L’arrêt de la Cour d’appel du 11 janvier 2011 décide que « la volonté d’attenter à l’intégrité physique d’autrui a été exclue par le jugement du tribunal correctionnel du Luxembourg et ne peut par conséquent fonder la faute intentionnelle invoquée par [l’assureur] ».  La Cour d’appel retient toutefois que « s’il ne tend pas à blesser la personne qui en est la cible, un lancer de pierre avec une force telle qu’elle la heurte à hauteur d’homme à plus de 20 mètres est incontestablement un acte d’intimidation, volonté qui doit en l’espèce être retenue dans le chef [de l’assuré] au vu des circonstances de la cause. Les conséquences dommageables de pareil acte d’intimidation étant de nature à fonder la responsabilité civile de son auteur sur le fondement de l’article 1382 du Code civil, il faut constater en l’espèce la volonté [de l’assuré] de causer un dommage couvert par la garantie RC Vie Privée consentie par [l’assureur]. La circonstance que le dommage réellement causé excède le dommage voulu est sans incidence sur la faute intentionnelle ainsi commise par [l’assuré], laquelle fonde le refus d’intervention de [l’assureur] ».

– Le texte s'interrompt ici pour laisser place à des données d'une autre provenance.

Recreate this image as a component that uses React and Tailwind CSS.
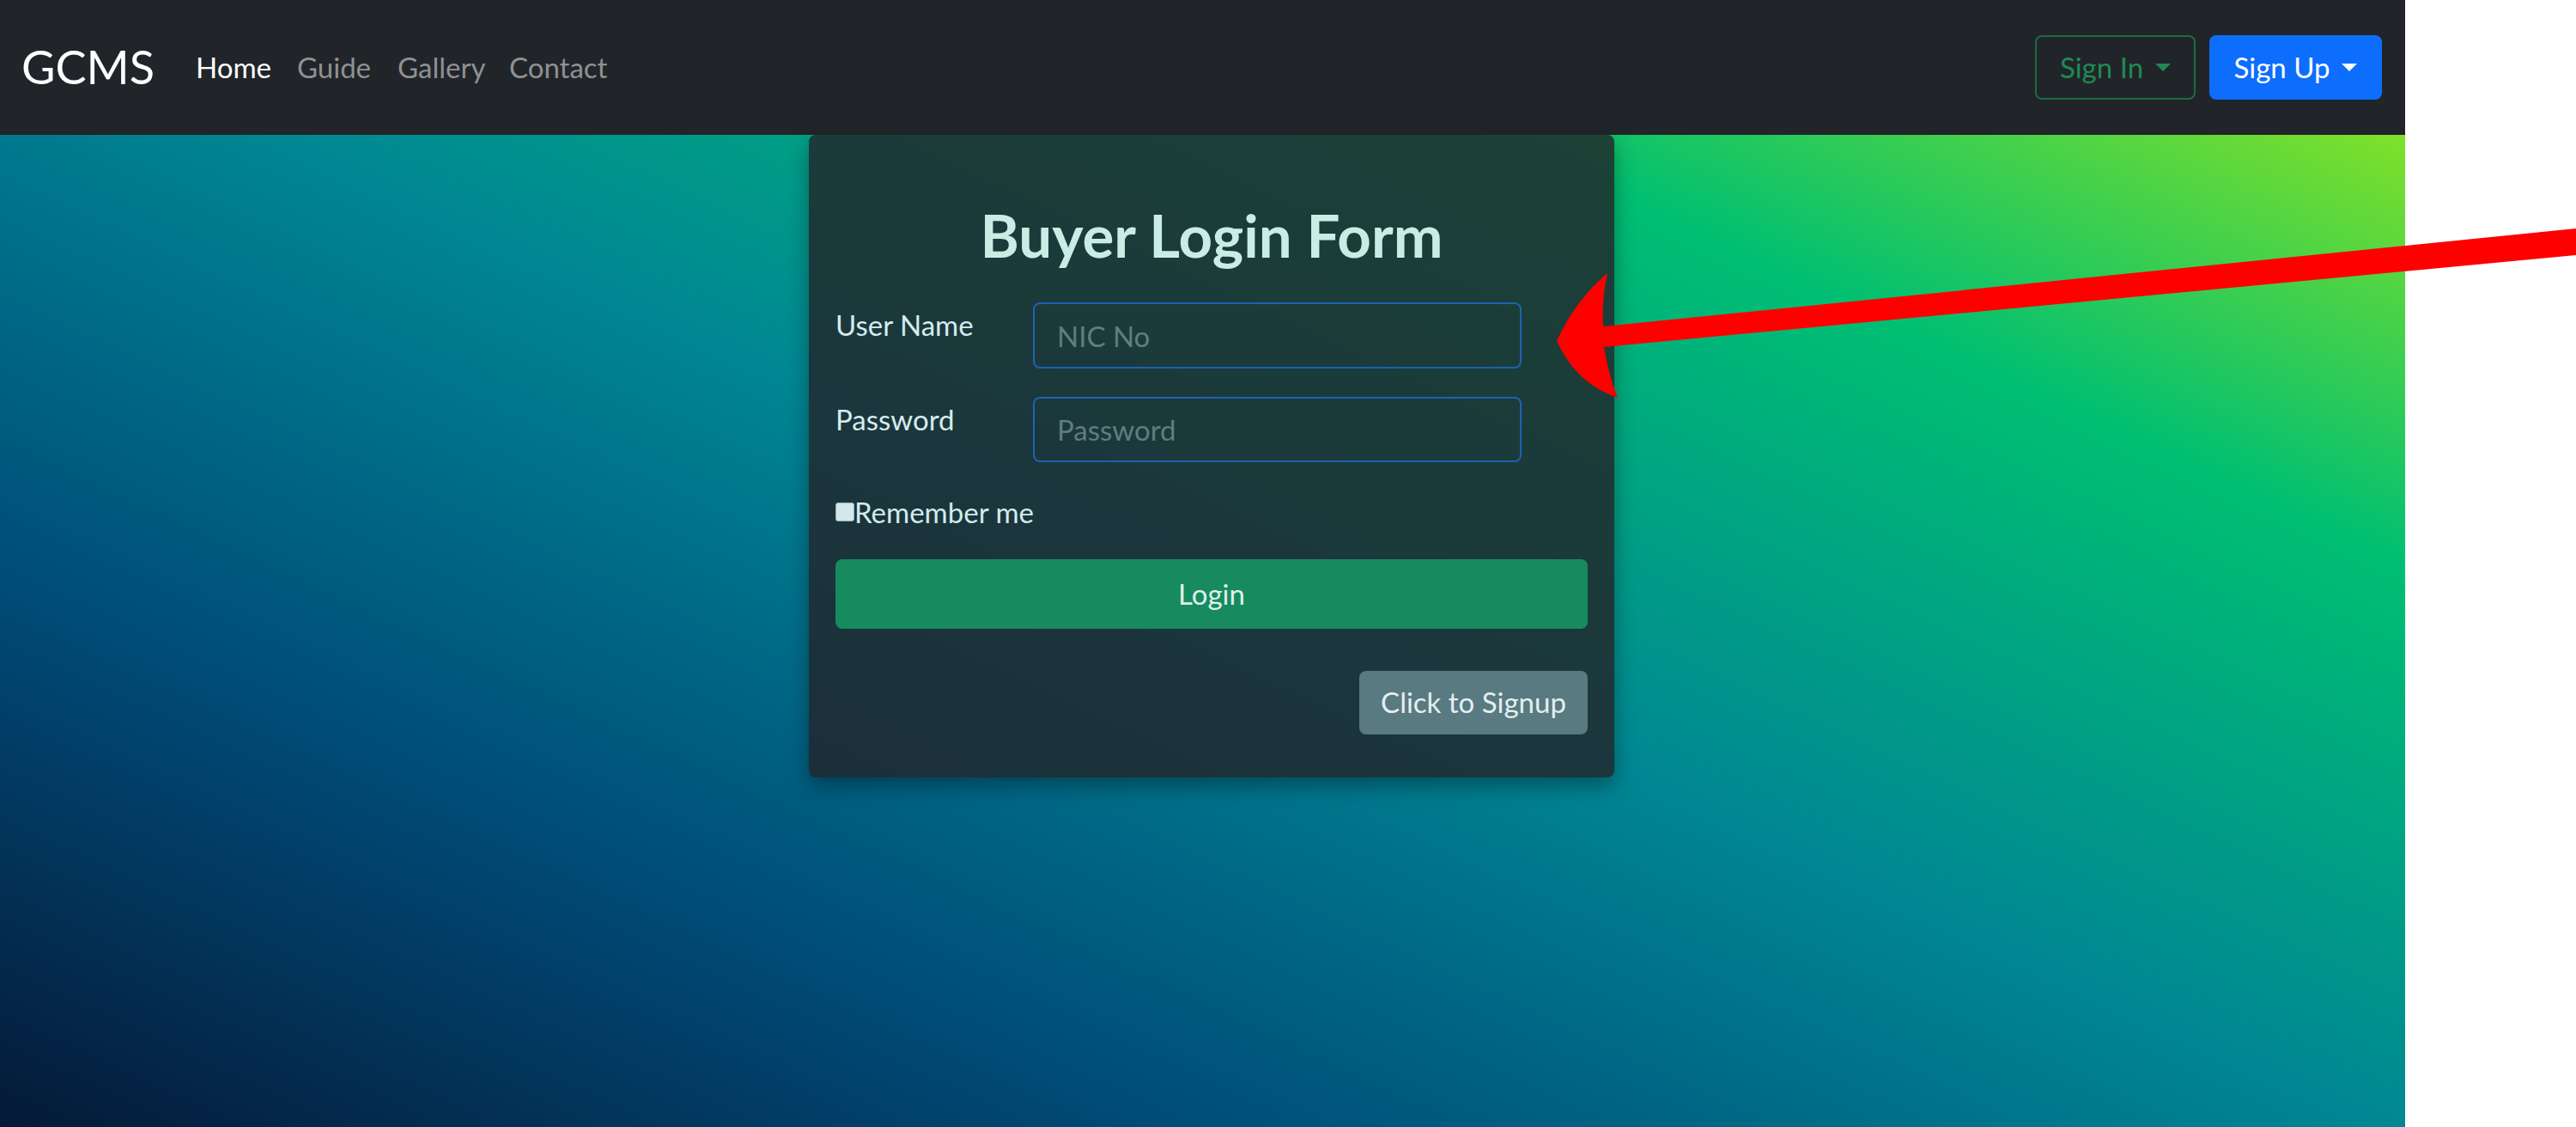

L’assuré reproche à l’arrêt attaqué de retenir une intention [de l’assuré] de causer un autre dommage que celui pour lequel l’intervention de l’assureur était sollicitée, en l’occurrence « un acte d’intimidation » et de décider ainsi que l’assureur n’est pas tenu de couvrir un dommage (la perte de d’un œil par la victime) qui pourtant n’a pas été causé intentionnellement, les faits ayant été qualifiés de coups et blessures involontaires par le juge pénal.

La violation de l’article 62, alinéa 1er, de la loi du 4 avril 2014 relative aux assurances est retenue par la Cour de cassation qui casse l’arrêt de la Cour d’appel. L’arrêt de la Cour de cassation précise le dommage résultant de l’acte d’intimidation (frayeur des membres du groupe) et rappelle l’exigence d’un lien entre ce dommage et celui dont se prévaut la victime : « en considérant que [l’assuré] a voulu le dommage résultant de son acte d’intimidation, à savoir effrayer les membres du groupe dont faisait partie la victime, qu’il a ainsi commis une faute intentionnelle et que les conséquences de celle-ci s’étendent à un dommage qui n’est pas en lien nécessaire avec cette frayeur, soit la perte d’un œil par la victime, l’arrêt ne justifie pas légalement sa décision de déclarer fondé le refus d’intervention de [l’assureur] ».

Pour la Cour de cassation, la faute intentionnelle, qui suppose la volonté de causer un dommage résultant de la réalisation d’un risque couvert par le contrat d’assurance, autorise l’assureur à refuser sa garantie, non seulement pour ce dommage, mais aussi pour les dommages qui lui sont unis par un lien nécessaire ; elle ne permet en revanche pas à l’assureur de refuser sa garantie lorsque le dommage résultant de la réalisation d’un risque couvert est distinct de celui que l’assuré a eu la volonté de causer.

(1) Cass. 23 février 2017, R.D.C.-T.B.H., 2018, p. 180-181; C. VAN SCHOUBROECK, « Over opzettelijk veroorzaakte schadegevallen en verzekering, R.D.C.-T.B.H., 2005/8, p. 819 ; B. DUBUISSON, « La faute intentionnelle en droit des assurances – L’éclairage du droit pénal », R.G.A.R., 2010, p. 14586.